** AIM OF THE TASK **
Show every line containing "React" by copying it.

┌─ INFORMATION SUPPLIED

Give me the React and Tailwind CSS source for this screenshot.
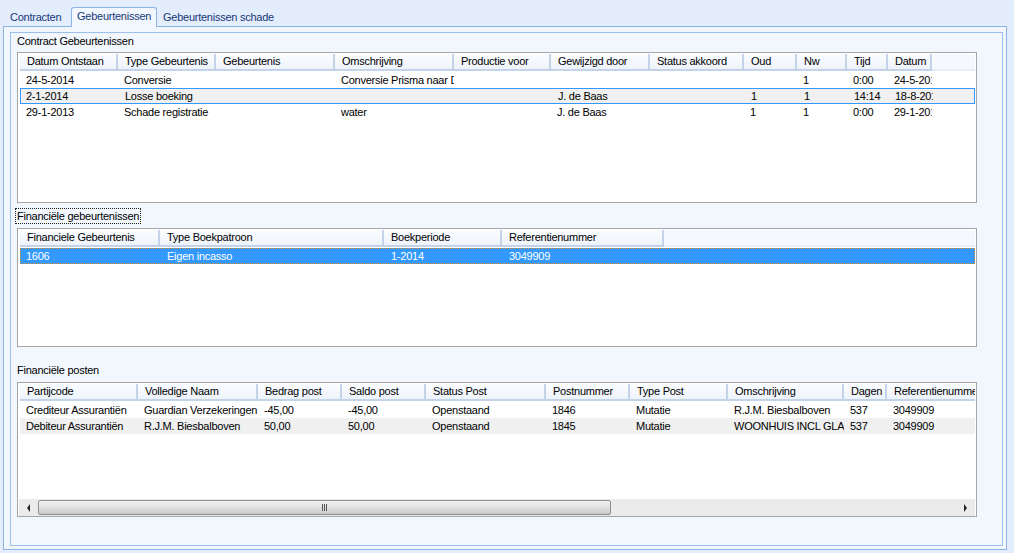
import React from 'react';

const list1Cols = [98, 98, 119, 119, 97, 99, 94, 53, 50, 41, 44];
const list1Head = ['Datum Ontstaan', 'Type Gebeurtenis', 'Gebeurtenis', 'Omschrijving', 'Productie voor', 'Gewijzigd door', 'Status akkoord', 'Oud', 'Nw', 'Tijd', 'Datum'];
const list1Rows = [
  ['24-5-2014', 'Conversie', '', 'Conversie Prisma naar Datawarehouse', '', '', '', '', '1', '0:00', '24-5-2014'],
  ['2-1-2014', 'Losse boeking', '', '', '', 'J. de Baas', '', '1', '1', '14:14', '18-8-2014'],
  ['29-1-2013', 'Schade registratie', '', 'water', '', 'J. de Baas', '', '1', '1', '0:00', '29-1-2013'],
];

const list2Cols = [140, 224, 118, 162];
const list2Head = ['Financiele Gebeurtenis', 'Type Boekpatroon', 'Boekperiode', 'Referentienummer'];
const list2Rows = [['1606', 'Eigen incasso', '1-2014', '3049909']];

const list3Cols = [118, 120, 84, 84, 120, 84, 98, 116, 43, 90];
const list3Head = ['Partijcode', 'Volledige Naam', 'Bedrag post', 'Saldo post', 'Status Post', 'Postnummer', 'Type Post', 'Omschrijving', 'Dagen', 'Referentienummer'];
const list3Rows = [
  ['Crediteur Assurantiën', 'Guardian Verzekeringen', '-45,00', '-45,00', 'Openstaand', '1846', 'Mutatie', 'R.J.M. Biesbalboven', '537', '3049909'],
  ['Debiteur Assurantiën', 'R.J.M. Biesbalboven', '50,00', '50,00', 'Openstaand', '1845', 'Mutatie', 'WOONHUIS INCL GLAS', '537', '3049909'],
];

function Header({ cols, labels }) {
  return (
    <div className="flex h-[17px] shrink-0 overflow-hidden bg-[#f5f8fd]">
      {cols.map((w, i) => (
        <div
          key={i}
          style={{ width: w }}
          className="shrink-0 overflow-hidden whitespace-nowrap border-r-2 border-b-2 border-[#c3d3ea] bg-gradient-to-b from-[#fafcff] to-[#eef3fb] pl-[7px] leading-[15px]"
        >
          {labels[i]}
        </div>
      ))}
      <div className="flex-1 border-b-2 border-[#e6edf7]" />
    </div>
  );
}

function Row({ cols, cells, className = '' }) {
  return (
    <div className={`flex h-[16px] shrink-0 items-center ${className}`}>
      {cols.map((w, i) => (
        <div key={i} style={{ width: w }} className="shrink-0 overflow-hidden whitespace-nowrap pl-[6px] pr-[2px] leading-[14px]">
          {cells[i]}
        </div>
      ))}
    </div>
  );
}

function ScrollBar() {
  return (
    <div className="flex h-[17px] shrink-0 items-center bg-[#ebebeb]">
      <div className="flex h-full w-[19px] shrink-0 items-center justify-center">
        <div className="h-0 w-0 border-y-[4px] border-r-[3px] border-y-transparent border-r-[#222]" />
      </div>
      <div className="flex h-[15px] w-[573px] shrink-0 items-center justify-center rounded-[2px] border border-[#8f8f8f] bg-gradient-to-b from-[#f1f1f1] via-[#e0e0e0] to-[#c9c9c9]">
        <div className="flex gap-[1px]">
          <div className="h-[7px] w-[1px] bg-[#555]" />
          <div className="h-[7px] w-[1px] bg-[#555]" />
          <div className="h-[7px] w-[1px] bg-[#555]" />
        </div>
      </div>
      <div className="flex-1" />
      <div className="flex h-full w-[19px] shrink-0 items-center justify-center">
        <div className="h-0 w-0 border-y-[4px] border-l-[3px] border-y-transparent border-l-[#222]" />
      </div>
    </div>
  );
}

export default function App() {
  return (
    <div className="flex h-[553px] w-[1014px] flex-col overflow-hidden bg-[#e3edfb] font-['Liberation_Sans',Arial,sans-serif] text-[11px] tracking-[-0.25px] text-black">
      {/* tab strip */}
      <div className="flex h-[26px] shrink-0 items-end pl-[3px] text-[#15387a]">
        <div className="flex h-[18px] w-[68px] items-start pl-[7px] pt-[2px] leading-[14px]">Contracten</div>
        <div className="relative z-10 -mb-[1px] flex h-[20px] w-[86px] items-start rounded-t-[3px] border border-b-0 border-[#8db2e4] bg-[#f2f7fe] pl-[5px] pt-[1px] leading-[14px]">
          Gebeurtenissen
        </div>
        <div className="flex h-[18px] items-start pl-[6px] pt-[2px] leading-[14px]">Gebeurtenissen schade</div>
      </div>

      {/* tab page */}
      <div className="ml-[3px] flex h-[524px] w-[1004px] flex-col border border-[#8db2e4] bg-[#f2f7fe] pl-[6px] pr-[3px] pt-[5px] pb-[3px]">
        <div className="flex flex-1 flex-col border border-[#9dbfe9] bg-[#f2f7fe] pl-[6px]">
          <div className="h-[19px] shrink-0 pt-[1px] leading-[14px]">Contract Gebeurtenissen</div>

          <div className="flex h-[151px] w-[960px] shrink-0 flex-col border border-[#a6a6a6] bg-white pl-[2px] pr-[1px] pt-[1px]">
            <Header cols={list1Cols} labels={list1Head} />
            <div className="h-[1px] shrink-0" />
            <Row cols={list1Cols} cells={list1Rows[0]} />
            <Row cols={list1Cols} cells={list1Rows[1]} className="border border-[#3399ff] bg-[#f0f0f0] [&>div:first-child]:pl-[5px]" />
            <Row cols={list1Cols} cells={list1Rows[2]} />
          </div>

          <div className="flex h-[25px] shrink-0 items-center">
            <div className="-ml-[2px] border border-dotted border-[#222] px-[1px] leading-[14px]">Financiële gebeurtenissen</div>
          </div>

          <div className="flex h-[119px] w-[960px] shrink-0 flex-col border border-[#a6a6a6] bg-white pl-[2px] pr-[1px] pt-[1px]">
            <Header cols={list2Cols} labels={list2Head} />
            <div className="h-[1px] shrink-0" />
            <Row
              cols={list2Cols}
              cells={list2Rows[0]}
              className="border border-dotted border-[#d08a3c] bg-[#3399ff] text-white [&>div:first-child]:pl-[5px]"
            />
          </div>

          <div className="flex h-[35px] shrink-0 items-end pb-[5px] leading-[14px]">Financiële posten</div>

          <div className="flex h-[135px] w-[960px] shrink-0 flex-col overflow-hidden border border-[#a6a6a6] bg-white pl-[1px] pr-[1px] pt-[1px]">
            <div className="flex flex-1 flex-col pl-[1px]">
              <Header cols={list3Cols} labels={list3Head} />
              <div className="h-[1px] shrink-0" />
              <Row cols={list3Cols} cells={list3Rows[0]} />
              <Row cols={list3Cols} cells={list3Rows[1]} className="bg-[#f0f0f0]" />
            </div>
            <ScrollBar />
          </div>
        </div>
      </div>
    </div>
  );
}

└─

** TASK RESPONSE **
Give me the React and Tailwind CSS source for this screenshot.
import React from 'react';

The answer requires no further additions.